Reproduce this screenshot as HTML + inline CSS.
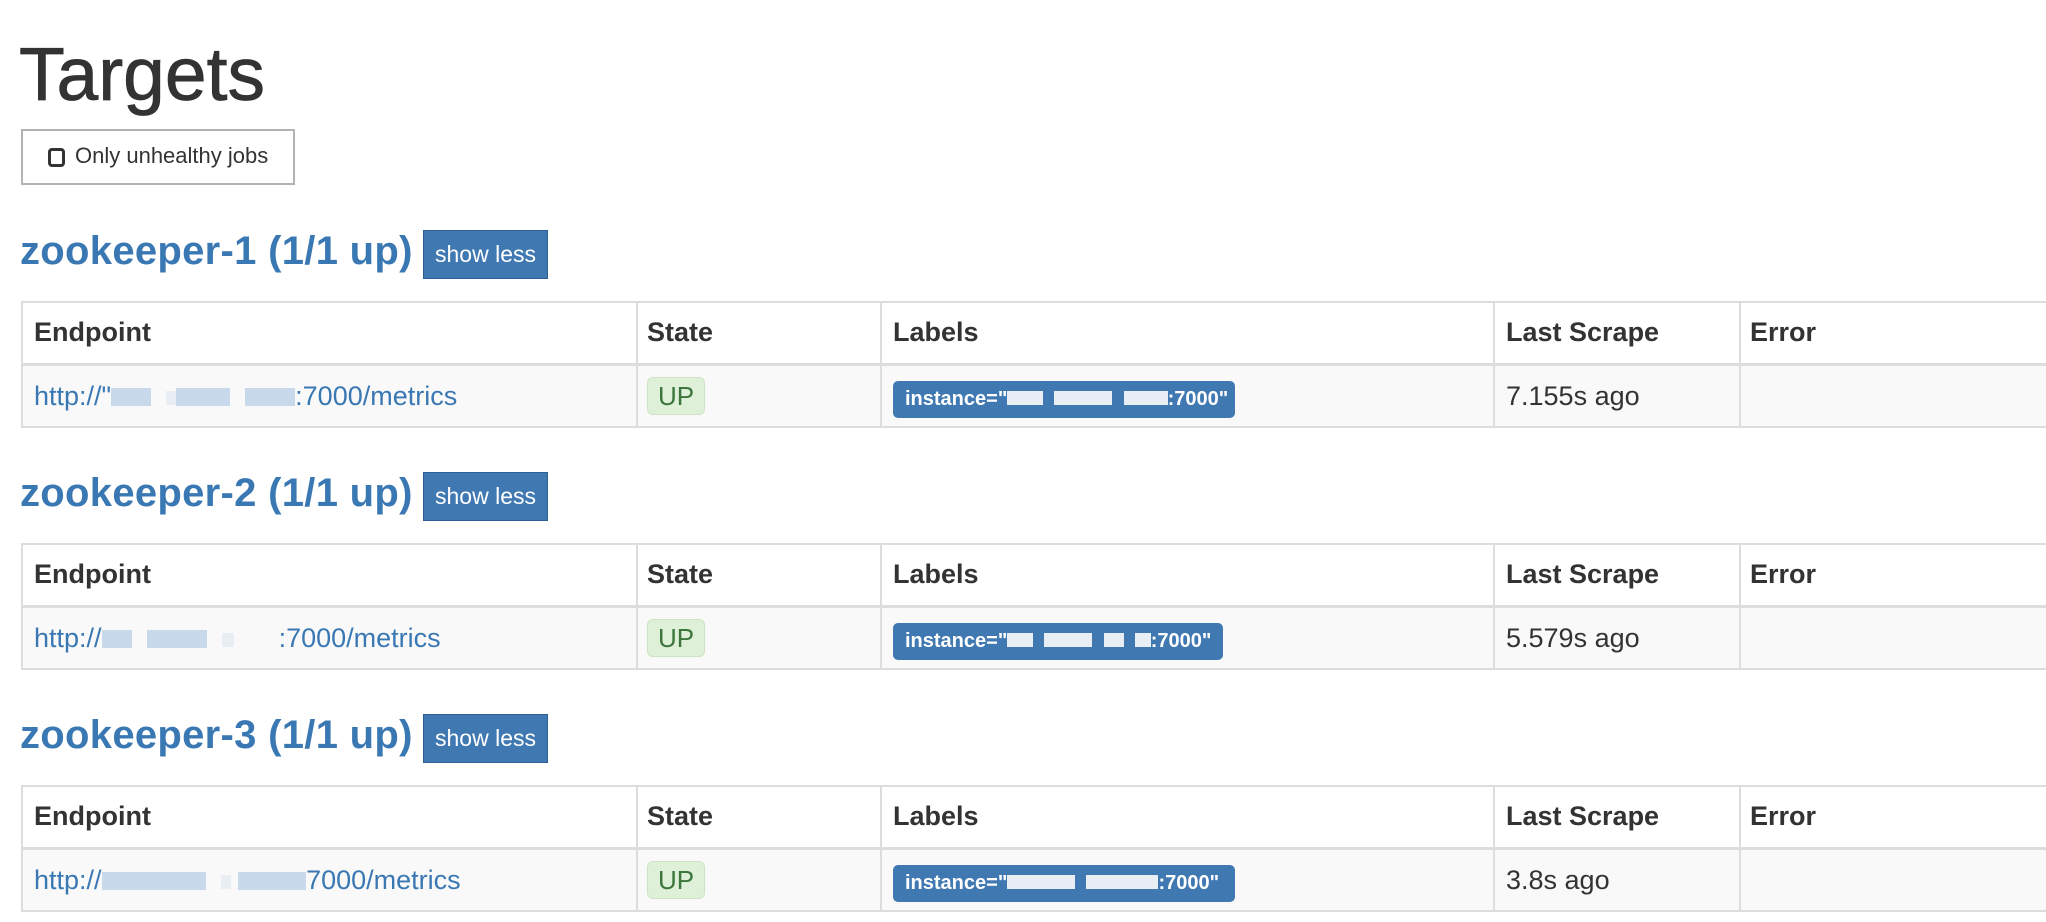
<!DOCTYPE html>
<html><head><meta charset="utf-8"><style>
*{margin:0;padding:0;box-sizing:border-box}
body{width:2046px;height:922px;overflow:hidden;background:#fff;font-family:"Liberation Sans",Arial,sans-serif;color:#333;position:relative}
.a{position:absolute;white-space:nowrap}
h1{position:absolute;left:19px;top:37px;font-size:75px;line-height:75px;font-weight:normal;color:#333;-webkit-text-stroke:0.8px #333}
.chk{left:21px;top:129px;width:274px;height:56px;border:2px solid #b3b3b3}
.ct{left:75px;top:145px;font-size:22px;line-height:22px;color:#333}
.cb{left:48px;top:148px;width:17px;height:19px;border:3px solid #333;border-radius:4px}
.hd{font-size:40px;line-height:40px;font-weight:bold;color:#3a78b3;left:20px;letter-spacing:0.3px}
.btn{left:423px;width:125px;height:49px;background:#4078b2;border:1px solid #2e5f94;color:#fff;font-size:23px;text-align:center;line-height:47px}
.tb{left:21px;width:2040px;height:127px;border:2px solid #ddd}
.hl{left:21px;width:2040px;height:3px;background:#ddd}
.rw{left:23px;width:2040px;height:60px;background:#f9f9f9}
.vl{width:2px;background:#ddd;height:125px}
.th{font-size:27px;line-height:27px;font-weight:bold;color:#333}
.td{font-size:27px;line-height:27px;color:#333}
.lk{color:#3a78b3}
.up{left:647px;width:58px;height:38px;background:#dff0d8;border:1px solid #cfe3c2;border-radius:6px;color:#3c763d;font-size:26px;line-height:36px;text-align:center}
.lb{left:893px;height:37px;background:#4078b2;border-radius:5px;color:#fff;font-size:20px;font-weight:bold;line-height:37px;padding-left:12px}
.bl{display:inline-block;height:18px;background:#c9d9ec;vertical-align:-1px}
.bw{display:inline-block;height:14px;background:#e9eef5;vertical-align:0}
</style></head><body>
<h1>Targets</h1>
<div class="a chk"></div><div class="a cb"></div><div class="a ct">Only unhealthy jobs</div>

<!-- section 1 -->
<div class="a hd" style="top:231px">zookeeper-1 (1/1 up)</div>
<div class="a btn" style="top:230px">show less</div>
<div class="a tb" style="top:301px"></div>
<div class="a rw" style="top:366px"></div>
<div class="a hl" style="top:363px"></div>
<div class="a vl" style="left:636px;top:302px"></div><div class="a vl" style="left:880px;top:302px"></div><div class="a vl" style="left:1493px;top:302px"></div><div class="a vl" style="left:1739px;top:302px"></div>
<div class="a th" style="left:34px;top:319px">Endpoint</div><div class="a th" style="left:647px;top:319px">State</div><div class="a th" style="left:893px;top:319px">Labels</div><div class="a th" style="left:1506px;top:319px">Last Scrape</div><div class="a th" style="left:1750px;top:319px">Error</div>
<div class="a td lk" style="left:34px;top:383px">http://"<span class="bl" style="width:40px"></span> &nbsp;<span class="bw" style="width:10px"></span><span class="bl" style="width:54px"></span> &nbsp;<span class="bl" style="width:50px"></span>:7000/metrics</div>
<div class="a up" style="top:377px">UP</div>
<div class="a lb" style="top:381px;width:342px">instance="<span class="bw" style="width:36px"></span> &nbsp;<span class="bw" style="width:58px"></span> &nbsp;<span class="bw" style="width:44px"></span>:7000"</div>
<div class="a td" style="left:1506px;top:383px">7.155s ago</div>

<!-- section 2 -->
<div class="a hd" style="top:473px">zookeeper-2 (1/1 up)</div>
<div class="a btn" style="top:472px">show less</div>
<div class="a tb" style="top:543px"></div>
<div class="a rw" style="top:608px"></div>
<div class="a hl" style="top:605px"></div>
<div class="a vl" style="left:636px;top:544px"></div><div class="a vl" style="left:880px;top:544px"></div><div class="a vl" style="left:1493px;top:544px"></div><div class="a vl" style="left:1739px;top:544px"></div>
<div class="a th" style="left:34px;top:561px">Endpoint</div><div class="a th" style="left:647px;top:561px">State</div><div class="a th" style="left:893px;top:561px">Labels</div><div class="a th" style="left:1506px;top:561px">Last Scrape</div><div class="a th" style="left:1750px;top:561px">Error</div>
<div class="a td lk" style="left:34px;top:625px">http://<span class="bl" style="width:30px"></span> &nbsp;<span class="bl" style="width:60px"></span> &nbsp;<span class="bw" style="width:12px"></span> &nbsp; &nbsp; &nbsp;:7000/metrics</div>
<div class="a up" style="top:619px">UP</div>
<div class="a lb" style="top:623px;width:330px">instance="<span class="bw" style="width:26px"></span> &nbsp;<span class="bw" style="width:48px"></span> &nbsp;<span class="bw" style="width:20px"></span> &nbsp;<span class="bw" style="width:16px"></span>:7000"</div>
<div class="a td" style="left:1506px;top:625px">5.579s ago</div>

<!-- section 3 -->
<div class="a hd" style="top:715px">zookeeper-3 (1/1 up)</div>
<div class="a btn" style="top:714px">show less</div>
<div class="a tb" style="top:785px"></div>
<div class="a rw" style="top:850px"></div>
<div class="a hl" style="top:847px"></div>
<div class="a vl" style="left:636px;top:786px"></div><div class="a vl" style="left:880px;top:786px"></div><div class="a vl" style="left:1493px;top:786px"></div><div class="a vl" style="left:1739px;top:786px"></div>
<div class="a th" style="left:34px;top:803px">Endpoint</div><div class="a th" style="left:647px;top:803px">State</div><div class="a th" style="left:893px;top:803px">Labels</div><div class="a th" style="left:1506px;top:803px">Last Scrape</div><div class="a th" style="left:1750px;top:803px">Error</div>
<div class="a td lk" style="left:34px;top:867px">http://<span class="bl" style="width:104px"></span> &nbsp;<span class="bw" style="width:10px"></span> <span class="bl" style="width:68px"></span>7000/metrics</div>
<div class="a up" style="top:861px">UP</div>
<div class="a lb" style="top:865px;width:342px">instance="<span class="bw" style="width:68px"></span> &nbsp;<span class="bw" style="width:72px"></span>:7000"</div>
<div class="a td" style="left:1506px;top:867px">3.8s ago</div>
</body></html>
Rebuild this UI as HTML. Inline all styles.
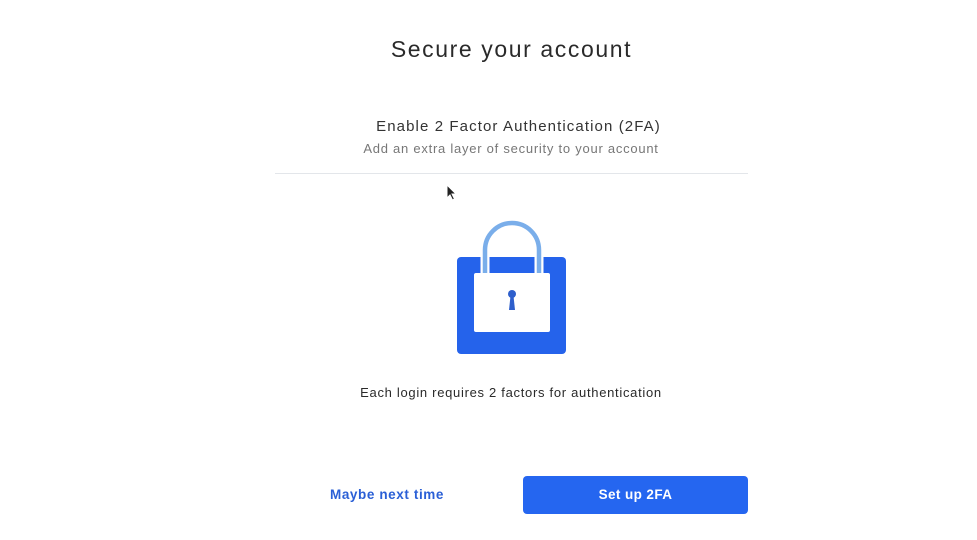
******
Count every line in the entries above where the word "this" appears; respond with the number alone.

Correct answer: 2